The acoustician , or here the improvised acoustician, the room’s owner, may and can tune it like a piano tuner tune a piano indeed ... Imperfect results are not bad results if they astonishingly improve the experience at no cost...

Electronical Reproduction of a recording and small room acoustic translation are two different things..

They fuse together in the revolutionary design of BACCH filters system for example in a virtual room processing technology...It will be my ONLY upgrade one day...

But when i was alone in my room i tuned it, as imperfctly it may be at the end , it was astonishing for my ears, and with them... With succees FOR ME and for my experience AT NO COST ... And i learned a lot in the process...

Audio is about psycho-acoustic first and last, not about the gear market nor it is about the welcome falsification of the market claims by Amir , so useful it can be and it is...

 

But before anyone draws an analogy to audio reproduction, pianos are instruments, not reproduction.:)

@mahgister i prefer to make everything as accurate as possible in the reproduction chain and THEN EQ (or BACCH, as you’ve mentioned a dozen times) to taste.
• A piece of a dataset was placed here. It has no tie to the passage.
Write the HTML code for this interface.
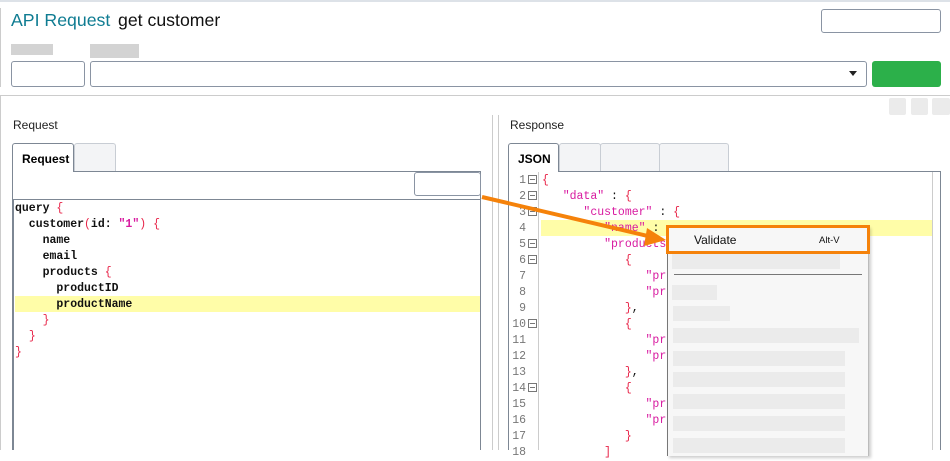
<!DOCTYPE html><html><head><style>
*{margin:0;padding:0;box-sizing:border-box}
body{width:950px;height:450px;overflow:hidden;background:#fff;font-family:"Liberation Sans",sans-serif;position:relative}
.a{position:absolute}
.code{font-family:"Liberation Mono",monospace;font-size:11.5px;font-weight:bold;line-height:16px;white-space:pre;color:#111}
.r{color:#e8264a;font-weight:normal}.p{color:#d81aa0}
.ln{font-family:"Liberation Mono",monospace;font-size:11.5px;color:#777;line-height:16px}
.fb{position:absolute;width:9px;height:9px;border:1px solid #777;left:9px}
.fb:after{content:"";position:absolute;left:1px;top:3px;width:5px;height:1px;background:#777}
.bar{position:absolute;background:#ebebeb;height:15px}
</style></head><body>
<div class="a" style="left:0;top:0;width:950px;height:2px;background:#dde2e8"></div>
<div class="a" style="left:0;top:8px;width:1px;height:79px;background:#ccc"></div>
<div class="a" style="left:11px;top:10px;font-size:17.7px;color:#0f7c92">API Request</div>
<div class="a" style="left:118px;top:10px;font-size:17.7px;color:#111">get customer</div>
<div class="a" style="left:821px;top:9px;width:120px;height:24px;border:1px solid #8a94a3;border-radius:3px"></div>
<div class="a" style="left:11px;top:44px;width:42px;height:11px;background:#d3d3d3"></div>
<div class="a" style="left:90px;top:44px;width:49px;height:14px;background:#d3d3d3"></div>
<div class="a" style="left:11px;top:61px;width:74px;height:26px;border:1px solid #8a94a3;border-radius:3px"></div>
<div class="a" style="left:90px;top:61px;width:777px;height:26px;border:1px solid #8a94a3;border-radius:3px"></div>
<div class="a" style="left:849px;top:71px;border-left:4px solid transparent;border-right:4px solid transparent;border-top:5px solid #222"></div>
<div class="a" style="left:872px;top:61px;width:69px;height:26px;background:#2cb04a;border-radius:3px"></div>
<div class="a" style="left:0;top:95px;width:950px;height:1px;background:#ccc"></div>
<div class="a" style="left:0;top:96px;width:1px;height:354px;background:#ccc"></div>
<div class="a" style="left:889px;top:98px;width:17px;height:17px;background:#ebebeb;border-radius:2px"></div>
<div class="a" style="left:911px;top:98px;width:17px;height:17px;background:#ebebeb;border-radius:2px"></div>
<div class="a" style="left:932px;top:98px;width:18px;height:17px;background:#ebebeb;border-radius:2px"></div>
<!-- left pane -->
<div class="a" style="left:13px;top:118px;font-size:12px;color:#222">Request</div>
<div class="a" style="left:12px;top:171px;width:469px;height:279px;border:1px solid #7d8794;border-bottom:none"></div>
<div class="a" style="left:12px;top:143px;width:62px;height:29px;border:1px solid #7d8794;border-bottom:none;background:#fff;border-radius:3px 3px 0 0;font-size:12px;font-weight:bold;padding:8px 0 0 9px">Request</div>
<div class="a" style="left:74px;top:143px;width:42px;height:28px;border:1px solid #c8cdd4;border-bottom:none;background:#f3f4f6;border-radius:3px 3px 0 0"></div>
<div class="a" style="left:414px;top:172px;width:67px;height:24px;border:1px solid #8a94a3;border-radius:3px"></div>
<div class="a" style="left:12px;top:199px;width:469px;height:1px;background:#7d8794"></div>
<div class="a" style="left:12px;top:200px;width:2px;height:250px;background:#7d8794"></div>
<div class="a" style="left:15px;top:296px;width:465px;height:16px;background:#fffda8"></div>
<div class="a code" style="left:15px;top:201px">query <span class="r">{</span>
  customer<span class="r">(</span>id: <span class="p">"1"</span><span class="r">)</span> <span class="r">{</span>
    name
    email
    products <span class="r">{</span>
      productID
      productName
    <span class="r">}</span>
  <span class="r">}</span>
<span class="r">}</span></div>
<div class="a" style="left:492px;top:115px;width:1px;height:335px;background:#ccc"></div>
<div class="a" style="left:498px;top:115px;width:1px;height:335px;background:#ccc"></div>
<!-- right pane -->
<div class="a" style="left:510px;top:118px;font-size:12px;color:#222">Response</div>
<div class="a" style="left:508px;top:171px;width:433px;height:279px;border:1px solid #7d8794;border-bottom:none"></div>
<div class="a" style="left:508px;top:143px;width:51px;height:29px;border:1px solid #7d8794;border-bottom:none;background:#fff;border-radius:3px 3px 0 0;font-size:12px;font-weight:bold;padding:8px 0 0 9px">JSON</div>
<div class="a" style="left:559px;top:143px;width:42px;height:28px;border:1px solid #c8cdd4;border-bottom:none;background:#f3f4f6;border-radius:3px 3px 0 0"></div>
<div class="a" style="left:600px;top:143px;width:60px;height:28px;border:1px solid #c8cdd4;border-bottom:none;background:#f3f4f6;border-radius:3px 3px 0 0"></div>
<div class="a" style="left:659px;top:143px;width:70px;height:28px;border:1px solid #c8cdd4;border-bottom:none;background:#f3f4f6;border-radius:3px 3px 0 0"></div>
<div class="a" style="left:538px;top:172px;width:1px;height:278px;background:#ccc"></div>
<div class="a" style="left:932px;top:172px;width:1px;height:278px;background:#ccc"></div>
<div class="a" style="left:541px;top:220px;width:391px;height:16px;background:#fffda8"></div>
<div class="a ln" style="left:510px;top:173px;width:16px;text-align:right">1<br>2<br>3<br>4<br>5<br>6<br>7<br>8<br>9<br>10<br>11<br>12<br>13<br>14<br>15<br>16<br>17<br>18</div>
<div class="a" style="left:519px;top:172px">
<div class="fb" style="top:3px"></div><div class="fb" style="top:19px"></div><div class="fb" style="top:35px"></div><div class="fb" style="top:67px"></div><div class="fb" style="top:83px"></div><div class="fb" style="top:147px"></div><div class="fb" style="top:211px"></div></div>
<div class="a code" style="left:542px;top:173px;font-weight:normal"><span class="r">{</span>
   <span class="p">"data"</span> : <span class="r">{</span>
      <span class="p">"customer"</span> : <span class="r">{</span>
         <span class="p">"name"</span> :
         <span class="p">"products</span>
            <span class="r">{</span>
               <span class="p">"pr</span>
               <span class="p">"pr</span>
            <span class="r">}</span>,
            <span class="r">{</span>
               <span class="p">"pr</span>
               <span class="p">"pr</span>
            <span class="r">}</span>,
            <span class="r">{</span>
               <span class="p">"pr</span>
               <span class="p">"pr</span>
            <span class="r">}</span>
         <span class="r">]</span></div>
<!-- menu -->
<div class="a" style="left:667px;top:226px;width:202px;height:230px;background:#f7f7f7;border-left:1px solid #777;border-right:1px solid #bbb;box-shadow:2px 2px 3px rgba(0,0,0,.2)"></div>
<div class="bar" style="left:672px;top:254px;width:168px"></div>
<div class="a" style="left:674px;top:274px;width:188px;height:1px;background:#777"></div>
<div class="bar" style="left:672px;top:285px;width:45px"></div>
<div class="bar" style="left:673px;top:306px;width:57px"></div>
<div class="bar" style="left:673px;top:328px;width:186px"></div>
<div class="bar" style="left:673px;top:351px;width:172px"></div>
<div class="bar" style="left:673px;top:372px;width:172px"></div>
<div class="bar" style="left:673px;top:394px;width:172px"></div>
<div class="bar" style="left:673px;top:416px;width:172px"></div>
<div class="bar" style="left:673px;top:438px;width:172px"></div>
<div class="a" style="left:666px;top:225px;width:204px;height:29px;border:3px solid #f5820a;background:#f7f7f7"></div>
<div class="a" style="left:694px;top:233px;font-size:12px;color:#111">Validate</div>
<div class="a" style="left:819px;top:235px;font-size:9.5px;color:#111">Alt-V</div>
<svg class="a" style="left:0;top:0" width="950" height="450"><line x1="482" y1="197" x2="652" y2="237" stroke="#f5820a" stroke-width="4"/><polygon points="666,240 647,228 644,246" fill="#f5820a"/></svg>
</body></html>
If your electronics are adding fixed EQ or distortion, if your speakers aren’t flat with even dispersion you are in the circle of confusion. Certainly we can season at the end, but if you don’t start with fidelity to the original, you are nowhere, and varying masters will cause no end of trouble.

I’ve not heard BACCH. I do use convolution filters I created from REW (something I learned at ASR!). They make a huge difference, especially if you start in the right place. You can’t solve for poor dispersion with EQ. You can’t correct distortions, or FR varying with weird loads in the electronics.